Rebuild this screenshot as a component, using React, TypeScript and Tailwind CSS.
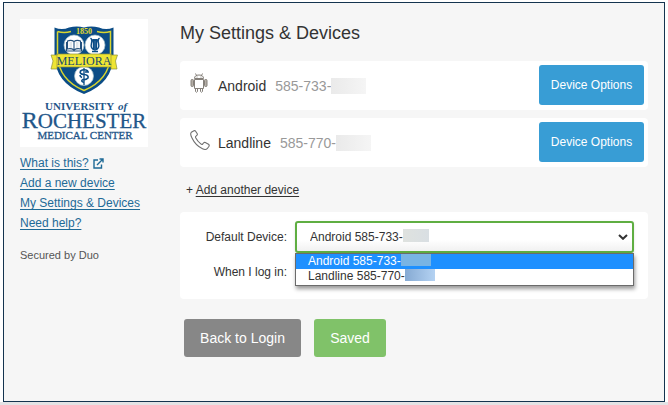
import type { ReactNode } from "react";

function Logo() {
  return (
    <svg viewBox="0 0 128 128" className="block h-32 w-32 bg-white" role="img" aria-label="University of Rochester Medical Center">
      <path d="M34.500 8.500Q42 11.500 49 8.500Q57 6.500 64 8.500Q71 6.500 79 8.500Q86 11.500 93.500 8.500V36Q93 64 64 75Q35 64 34.500 36Z" fill="#0b4c86" />
      <path d="M37.500 12.500Q44 14.500 51 12.500M77 12.500Q84 14.500 90.500 12.500V37Q89 61 64 71.500Q39 61 37.500 37V12.500" fill="none" stroke="#d9d52f" strokeWidth="1.500" />
      <text x="64" y="15" fontSize="8" fontWeight="700" textAnchor="middle" fontFamily="'Liberation Serif', serif" fill="#e6dc2c">1850</text>
      <g fill="#fff" stroke="#a9c2c8" strokeWidth="0.700">
        <circle cx="54" cy="26" r="10" />
        <circle cx="75" cy="26" r="10" />
        <circle cx="64" cy="57" r="9.500" />
      </g>
      <path d="M54 22.500Q51 20.500 47.500 22V30Q51 29 54 31Q57 29 60.500 30V22Q57 20.500 54 22.500ZM54 22.500V31M46.500 23V32H61.500V23" fill="#fff" stroke="#24517d" strokeWidth="1.100" />
      <path d="M49.500 24h2.500M49.500 26h2.500M49.500 28h2.500M56 24h2.500M56 26h2.500M56 28h2.500" stroke="#9aafbf" strokeWidth="0.600" />
      <path d="M70.500 19Q73 21 71.500 24Q70 30 75 31Q80 30 78.500 24Q77 21 79.500 19M73.500 20V30M75 20V30M76.500 20V30M71 21H79" fill="none" stroke="#0b4c86" strokeWidth="1.400" />
      <path d="M72 32.500H78" stroke="#0b4c86" strokeWidth="1.500" />
      <path d="M31 36H37V35H91V36H97.500L95.500 42L97 50H91V48H37V50H31L33 42Z" fill="#efe534" stroke="#8c913b" strokeWidth="0.700" />
      <path d="M37 35V48M91 35V48" stroke="#a6a22d" strokeWidth="0.800" />
      <text x="64" y="46" fontSize="12" textAnchor="middle" fontFamily="'Liberation Serif', serif" fill="#174a6c">MELIORA</text>
      <path d="M64 49V66" stroke="#0b4c86" strokeWidth="1.300" />
      <path d="M68 52Q64 49.500 60.500 52Q59 55 64 55.500Q69 56 68 59Q66 61 63 60.500Q60 62 64 63.500M60 56Q60 58 62 58.500M65 53H69" fill="none" stroke="#0b4c86" strokeWidth="1.600" />
      <g fontFamily="'Liberation Serif', serif" fill="#1f5689">
        <text x="25" y="91" fontSize="11" fontWeight="700">UNIVERSITY</text>
        <text x="98" y="91" fontSize="11" fontWeight="700" fontStyle="italic">of</text>
        <text x="64" y="109" fontSize="21" textAnchor="middle" stroke="#1f5689" strokeWidth="0.300"><tspan fontSize="24">R</tspan>OCHESTER</text>
        <text x="65" y="120" fontSize="11" textAnchor="middle" stroke="#1f5689" strokeWidth="0.300">MEDICAL CENTER</text>
      </g>
    </svg>
  );
}

function AndroidIcon() {
  return (
    <svg viewBox="0 0 18 20" className="h-5 w-[18px]" fill="none" stroke="#85807a" strokeWidth="1" aria-hidden="true">
      <path d="M4.500 5.500Q4.500 2 9 2Q13.500 2 13.500 5.500ZM5.500 .5L6.500 2.500M12.500 .5L11.500 2.500M4.500 6.500H13.500V15.500H4.500Z" />
      <path d="M5.500 15.500V18.500Q6.500 20 7.500 18.500V15.500M10.500 15.500V18.500Q11.500 20 12.500 18.500V15.500" />
      <rect x="1" y="6.500" width="2.500" height="7" rx="1" fill="#b4aea6" />
      <rect x="14.500" y="6.500" width="2.500" height="7" rx="1" fill="#b4aea6" />
      <path d="M7 3.500V4.500M11 3.500V4.500" />
    </svg>
  );
}

function PhoneIcon() {
  return (
    <svg viewBox="0 0 20 20" className="h-5 w-5" fill="none" stroke="#6f6f6f" strokeWidth="1.100" strokeLinejoin="round" aria-hidden="true">
      <path d="M4 .8L1.300 2.300Q-.2 4 2 8Q5.500 15.500 12.500 18.700Q15.500 20.200 17.200 18.700L19 16.200Q19.600 15.200 18.500 14.300L15.300 12.600Q14.300 12.100 13.500 13L12.600 14.200Q11.800 14.700 10.800 13.900Q7.500 11.300 5.700 7.700Q5.300 6.800 6 6.200L7 5.200Q7.700 4.400 7.100 3.500L5.600 1.200Q5 .3 4 .8Z" />
    </svg>
  );
}

function Device({ icon, name, number }: { icon: ReactNode; name: string; number: string }) {
  return (
    <li className="flex items-center rounded-sm bg-white pt-1 pr-1 pb-[5px] pl-2.5">
      <span className="mb-1 flex w-7 shrink-0">{icon}</span>
      <span className="pt-0.5 text-sm text-[#333]">{name}</span>
      <span className="ml-[9px] pt-0.5 text-sm text-[#999]">{number}</span>
      <span className="mt-0.5 h-4 w-[35px] bg-linear-to-r from-[#eaeaea] to-[#f5f5f5]" />
      <button type="button" className="ml-auto h-10 w-[105px] rounded-[3px] bg-[#389dd5] text-xs text-white">
        Device Options
      </button>
    </li>
  );
}

const sideLink = "w-fit text-xs leading-5 text-[#1e6a96] underline underline-offset-2";

export default function App() {
  return (
    <div className="min-h-screen bg-[#e3e3e5] font-['Liberation_Sans',Arial,sans-serif]">
      <div className="bg-white px-[3px] pt-0.5">
        <div className="flex min-h-[400px] border border-[#14344f] bg-[#f6f6f6] pr-4 pl-4">
          <aside className="w-40 shrink-0 pt-4">
            <Logo />
            <nav className="flex flex-col pt-1.5">
              <div className="flex items-center gap-1">
                <a href="#what" className={sideLink}>What is this?</a>
                <svg viewBox="0 0 11 11" className="h-[11px] w-[11px]" fill="none" stroke="#1e6a96" strokeWidth="1.400" aria-hidden="true">
                  <path d="M5 2H1V10H8.500V6.500M4 7L9.500 1.500M6.500 1H10V4.500" />
                </svg>
              </div>
              <a href="#add" className={sideLink}>Add a new device</a>
              <a href="#settings" className={sideLink}>My Settings &amp; Devices</a>
              <a href="#help" className={sideLink}>Need help?</a>
            </nav>
            <p className="pt-3.5 text-[11px] leading-4 text-[#555]">Secured by Duo</p>
          </aside>

          <main className="min-w-0 flex-1 pt-4">
            <h1 className="text-lg leading-7 text-[#333]">My Settings &amp; Devices</h1>
            <ul className="flex flex-col gap-2 pt-3.5">
              <Device icon={<AndroidIcon />} name="Android" number="585-733-" />
              <Device icon={<PhoneIcon />} name="Landline" number="585-770-" />
            </ul>
            <p className="pt-[15px] pl-1.5 text-xs leading-4 text-[#333]">
              + <a href="#another" className="underline underline-offset-2">Add another device</a>
            </p>

            <form className="mt-3.5 grid grid-cols-[107px_1fr] gap-x-2 rounded-sm bg-white pt-[9px] pr-3.5 pb-3.5 text-xs text-[#333]">
              <label htmlFor="device" className="self-center text-right">Default Device:</label>
              <div className="relative">
                <select id="device" className="block h-8 w-full appearance-none rounded-[3px] border-2 border-[#5fae42] bg-linear-to-b from-white from-60% to-[#f1f1f1] px-[13px] text-xs shadow-sm">
                  <option>Android 585-733-</option>
                </select>
                <span className="absolute top-2 left-[108px] h-[13px] w-[26px] bg-linear-to-r from-[#dfe2df] to-[#d9dfe3]" />
                <svg viewBox="0 0 10 6" className="pointer-events-none absolute top-[13px] right-1.5 h-1.5 w-2.5" fill="none" stroke="#333" strokeWidth="2" aria-hidden="true">
                  <path d="M1 1L5 4.800L9 1" />
                </svg>
                <ul role="listbox" aria-label="Default Device" className="absolute top-8 left-0 z-10 w-full border border-[#6b6b6b] bg-white leading-[14px] shadow-[1px_3px_4px_#0006]">
                  <li role="option" aria-selected="true" className="flex items-start bg-[#1e90ff] pb-px pl-3 text-white">
                    Android 585-733-
                    <span className="h-3 w-[30px] bg-[#78b4e4]" />
                  </li>
                  <li role="option" aria-selected="false" className="flex items-start pb-0.5 pl-3">
                    Landline 585-770-
                    <span className="h-3 w-[30px] bg-linear-to-r from-[#86aad3] to-[#b4d2f2]" />
                  </li>
                </ul>
              </div>
              <label htmlFor="login" className="mt-1.5 self-center text-right">When I log in:</label>
              <select id="login" className="mt-2 h-6 w-full appearance-none bg-white" />
            </form>

            <div className="flex gap-[13px] pt-5 pl-1">
              <button type="button" className="h-[38px] w-[117px] rounded-[3px] bg-[#878787] text-sm text-white">Back to Login</button>
              <button type="button" className="h-[38px] w-[72px] rounded-[3px] bg-[#80c269] text-sm text-white">Saved</button>
            </div>
          </main>
        </div>
      </div>
    </div>
  );
}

====

* SET PROBLEM:
Determine how many of the lines above hold the word "this", and output that number by itself.

* REPLY TO THE TASK:
2